● Directive:
Find the lines with the string "screenshot" and return them.

● Information given:

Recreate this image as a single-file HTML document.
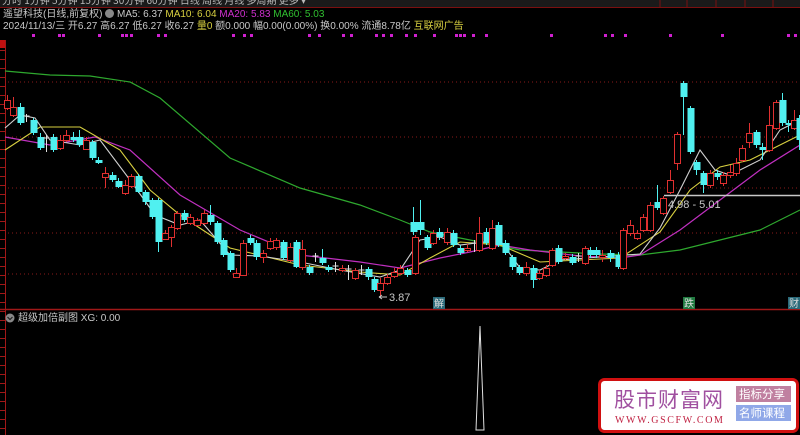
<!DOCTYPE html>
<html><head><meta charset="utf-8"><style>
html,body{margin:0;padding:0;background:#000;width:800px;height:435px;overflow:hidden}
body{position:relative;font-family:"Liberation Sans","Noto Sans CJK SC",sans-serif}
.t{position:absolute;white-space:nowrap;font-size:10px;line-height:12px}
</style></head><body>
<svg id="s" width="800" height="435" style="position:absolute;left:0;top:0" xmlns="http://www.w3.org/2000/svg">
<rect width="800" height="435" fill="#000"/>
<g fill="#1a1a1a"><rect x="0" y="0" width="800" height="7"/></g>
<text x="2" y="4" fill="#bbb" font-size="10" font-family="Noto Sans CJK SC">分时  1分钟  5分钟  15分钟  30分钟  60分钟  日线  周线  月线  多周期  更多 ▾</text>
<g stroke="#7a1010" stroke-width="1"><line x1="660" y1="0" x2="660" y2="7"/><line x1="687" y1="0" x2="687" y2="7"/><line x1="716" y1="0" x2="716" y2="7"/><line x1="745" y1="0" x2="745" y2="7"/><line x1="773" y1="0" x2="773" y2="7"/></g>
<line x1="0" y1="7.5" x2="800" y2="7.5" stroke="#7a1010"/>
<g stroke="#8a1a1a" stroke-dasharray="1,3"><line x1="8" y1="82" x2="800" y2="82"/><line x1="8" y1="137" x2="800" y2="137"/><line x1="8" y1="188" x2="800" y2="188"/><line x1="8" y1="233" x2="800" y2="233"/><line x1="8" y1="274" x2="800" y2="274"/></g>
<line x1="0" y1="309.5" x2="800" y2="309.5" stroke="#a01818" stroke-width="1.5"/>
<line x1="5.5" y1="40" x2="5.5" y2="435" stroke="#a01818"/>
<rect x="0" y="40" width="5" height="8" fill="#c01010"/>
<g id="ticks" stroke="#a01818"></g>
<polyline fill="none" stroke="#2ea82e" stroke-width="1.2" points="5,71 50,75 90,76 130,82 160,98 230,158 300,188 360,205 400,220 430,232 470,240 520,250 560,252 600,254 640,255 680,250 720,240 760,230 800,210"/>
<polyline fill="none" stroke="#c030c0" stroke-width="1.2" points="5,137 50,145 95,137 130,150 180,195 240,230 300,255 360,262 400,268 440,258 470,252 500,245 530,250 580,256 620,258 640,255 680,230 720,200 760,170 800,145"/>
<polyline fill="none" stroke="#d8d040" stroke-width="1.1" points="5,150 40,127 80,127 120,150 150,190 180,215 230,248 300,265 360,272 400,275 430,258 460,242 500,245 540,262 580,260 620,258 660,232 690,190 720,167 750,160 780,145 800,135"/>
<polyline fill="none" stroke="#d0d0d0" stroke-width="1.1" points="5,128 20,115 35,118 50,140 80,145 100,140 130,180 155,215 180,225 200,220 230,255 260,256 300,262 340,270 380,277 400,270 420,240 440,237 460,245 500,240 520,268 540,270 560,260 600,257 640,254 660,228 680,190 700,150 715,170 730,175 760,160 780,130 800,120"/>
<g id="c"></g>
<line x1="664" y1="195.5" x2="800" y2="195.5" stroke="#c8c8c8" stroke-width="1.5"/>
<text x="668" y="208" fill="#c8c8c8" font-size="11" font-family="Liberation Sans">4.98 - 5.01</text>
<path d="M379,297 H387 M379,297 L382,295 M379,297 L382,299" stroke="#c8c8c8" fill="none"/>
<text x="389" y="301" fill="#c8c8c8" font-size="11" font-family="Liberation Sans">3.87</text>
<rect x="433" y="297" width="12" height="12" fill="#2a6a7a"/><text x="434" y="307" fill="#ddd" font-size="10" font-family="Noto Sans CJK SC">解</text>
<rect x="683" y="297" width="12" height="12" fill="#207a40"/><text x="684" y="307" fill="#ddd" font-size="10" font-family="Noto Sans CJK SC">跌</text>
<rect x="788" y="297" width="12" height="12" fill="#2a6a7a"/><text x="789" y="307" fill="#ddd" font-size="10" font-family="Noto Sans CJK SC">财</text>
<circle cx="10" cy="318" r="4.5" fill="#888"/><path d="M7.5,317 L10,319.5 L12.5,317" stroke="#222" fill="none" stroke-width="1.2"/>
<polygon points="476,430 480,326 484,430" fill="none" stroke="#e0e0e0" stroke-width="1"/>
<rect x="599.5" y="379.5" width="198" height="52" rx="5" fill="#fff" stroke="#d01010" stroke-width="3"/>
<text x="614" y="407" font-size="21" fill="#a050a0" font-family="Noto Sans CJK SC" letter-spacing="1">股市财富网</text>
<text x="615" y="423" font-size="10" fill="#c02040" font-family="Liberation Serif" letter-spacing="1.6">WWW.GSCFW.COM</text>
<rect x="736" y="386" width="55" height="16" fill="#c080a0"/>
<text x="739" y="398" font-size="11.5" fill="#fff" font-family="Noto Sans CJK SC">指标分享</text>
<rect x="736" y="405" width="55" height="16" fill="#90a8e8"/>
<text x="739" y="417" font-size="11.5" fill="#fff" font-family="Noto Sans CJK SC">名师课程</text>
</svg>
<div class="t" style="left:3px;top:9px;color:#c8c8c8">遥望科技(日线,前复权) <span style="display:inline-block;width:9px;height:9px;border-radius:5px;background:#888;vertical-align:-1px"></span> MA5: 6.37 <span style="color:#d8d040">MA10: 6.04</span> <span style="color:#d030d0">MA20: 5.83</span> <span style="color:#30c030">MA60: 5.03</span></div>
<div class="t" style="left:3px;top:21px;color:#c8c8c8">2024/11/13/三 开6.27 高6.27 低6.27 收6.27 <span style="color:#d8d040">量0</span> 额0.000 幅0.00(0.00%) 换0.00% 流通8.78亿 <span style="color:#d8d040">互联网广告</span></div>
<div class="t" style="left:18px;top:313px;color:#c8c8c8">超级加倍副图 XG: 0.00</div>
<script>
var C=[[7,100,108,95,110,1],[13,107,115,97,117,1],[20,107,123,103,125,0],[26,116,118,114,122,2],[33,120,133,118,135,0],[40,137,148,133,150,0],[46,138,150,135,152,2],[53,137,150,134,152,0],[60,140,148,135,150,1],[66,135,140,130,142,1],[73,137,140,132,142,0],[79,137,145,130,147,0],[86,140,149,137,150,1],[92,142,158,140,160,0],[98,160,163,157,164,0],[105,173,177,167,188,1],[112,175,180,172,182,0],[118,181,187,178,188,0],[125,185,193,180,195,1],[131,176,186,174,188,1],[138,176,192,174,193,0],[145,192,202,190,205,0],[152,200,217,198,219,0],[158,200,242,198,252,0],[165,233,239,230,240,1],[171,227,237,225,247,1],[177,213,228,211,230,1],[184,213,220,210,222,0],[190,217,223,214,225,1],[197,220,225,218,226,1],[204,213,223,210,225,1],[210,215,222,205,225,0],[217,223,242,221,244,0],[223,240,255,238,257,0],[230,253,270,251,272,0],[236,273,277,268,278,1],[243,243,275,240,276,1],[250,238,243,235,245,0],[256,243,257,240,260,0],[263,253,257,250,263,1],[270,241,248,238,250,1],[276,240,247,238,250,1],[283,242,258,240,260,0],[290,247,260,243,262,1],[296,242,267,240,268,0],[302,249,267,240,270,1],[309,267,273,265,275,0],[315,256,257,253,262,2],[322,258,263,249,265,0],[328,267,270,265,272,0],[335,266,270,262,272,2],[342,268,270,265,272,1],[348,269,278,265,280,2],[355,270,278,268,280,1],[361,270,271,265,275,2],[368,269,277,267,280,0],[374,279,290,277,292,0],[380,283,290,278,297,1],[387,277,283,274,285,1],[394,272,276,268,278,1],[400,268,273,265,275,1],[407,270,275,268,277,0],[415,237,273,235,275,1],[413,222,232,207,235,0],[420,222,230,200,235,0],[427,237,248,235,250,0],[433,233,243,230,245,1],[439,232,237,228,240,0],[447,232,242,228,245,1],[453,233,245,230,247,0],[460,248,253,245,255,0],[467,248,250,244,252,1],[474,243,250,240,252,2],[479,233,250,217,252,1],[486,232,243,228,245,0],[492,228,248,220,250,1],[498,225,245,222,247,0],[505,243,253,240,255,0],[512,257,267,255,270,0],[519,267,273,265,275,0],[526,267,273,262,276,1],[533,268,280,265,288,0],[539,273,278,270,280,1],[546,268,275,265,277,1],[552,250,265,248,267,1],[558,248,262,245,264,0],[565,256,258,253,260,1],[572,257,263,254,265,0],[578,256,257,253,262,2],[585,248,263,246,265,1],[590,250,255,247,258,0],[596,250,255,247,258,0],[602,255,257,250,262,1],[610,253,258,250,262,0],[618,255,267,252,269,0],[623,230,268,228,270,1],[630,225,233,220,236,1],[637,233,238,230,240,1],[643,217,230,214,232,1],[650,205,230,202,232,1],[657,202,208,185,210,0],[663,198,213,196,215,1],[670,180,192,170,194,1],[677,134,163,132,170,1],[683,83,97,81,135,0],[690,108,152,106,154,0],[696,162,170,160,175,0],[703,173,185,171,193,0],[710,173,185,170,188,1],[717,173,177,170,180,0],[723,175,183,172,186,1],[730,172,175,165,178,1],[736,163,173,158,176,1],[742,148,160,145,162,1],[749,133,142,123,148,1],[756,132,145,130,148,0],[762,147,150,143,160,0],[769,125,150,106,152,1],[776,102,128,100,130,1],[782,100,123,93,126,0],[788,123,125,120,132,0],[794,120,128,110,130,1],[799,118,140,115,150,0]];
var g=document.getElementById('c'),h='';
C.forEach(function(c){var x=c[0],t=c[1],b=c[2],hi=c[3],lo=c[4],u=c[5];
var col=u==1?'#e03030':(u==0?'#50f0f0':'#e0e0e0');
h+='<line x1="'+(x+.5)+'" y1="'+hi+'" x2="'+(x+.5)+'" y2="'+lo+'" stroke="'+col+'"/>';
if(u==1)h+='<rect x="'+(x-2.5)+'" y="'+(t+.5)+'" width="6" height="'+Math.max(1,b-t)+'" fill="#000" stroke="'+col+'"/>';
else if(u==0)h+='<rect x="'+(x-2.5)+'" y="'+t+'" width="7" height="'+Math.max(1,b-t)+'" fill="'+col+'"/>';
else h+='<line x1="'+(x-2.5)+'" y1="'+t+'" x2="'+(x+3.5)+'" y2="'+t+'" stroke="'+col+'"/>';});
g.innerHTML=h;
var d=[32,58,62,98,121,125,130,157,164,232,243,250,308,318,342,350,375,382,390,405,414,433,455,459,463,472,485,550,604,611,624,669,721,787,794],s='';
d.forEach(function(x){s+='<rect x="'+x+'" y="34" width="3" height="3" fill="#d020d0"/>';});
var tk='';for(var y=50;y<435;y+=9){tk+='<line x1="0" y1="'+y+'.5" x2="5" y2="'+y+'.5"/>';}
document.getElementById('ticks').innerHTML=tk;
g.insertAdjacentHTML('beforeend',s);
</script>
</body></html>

...

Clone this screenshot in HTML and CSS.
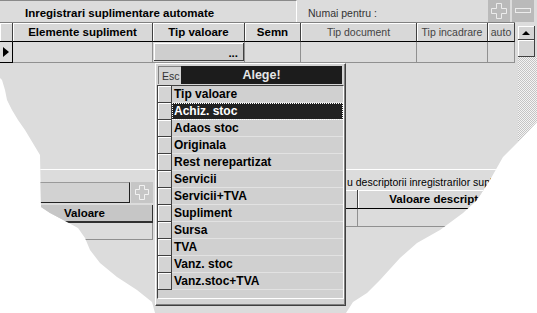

--

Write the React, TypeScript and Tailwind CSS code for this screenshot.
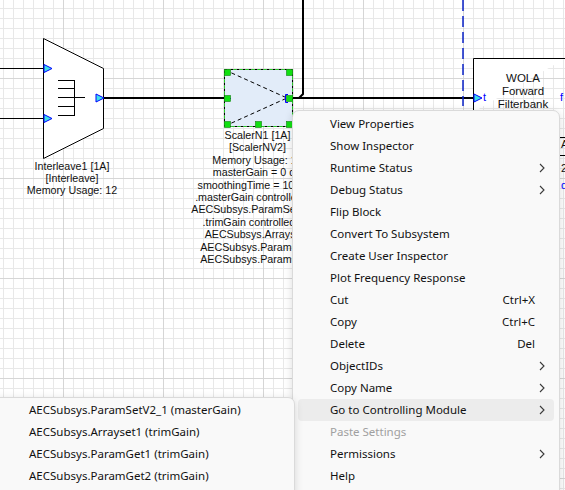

● Exercise solution:
Clone this screenshot in HTML and CSS.
Write the React, TypeScript and Tailwind CSS code for this screenshot.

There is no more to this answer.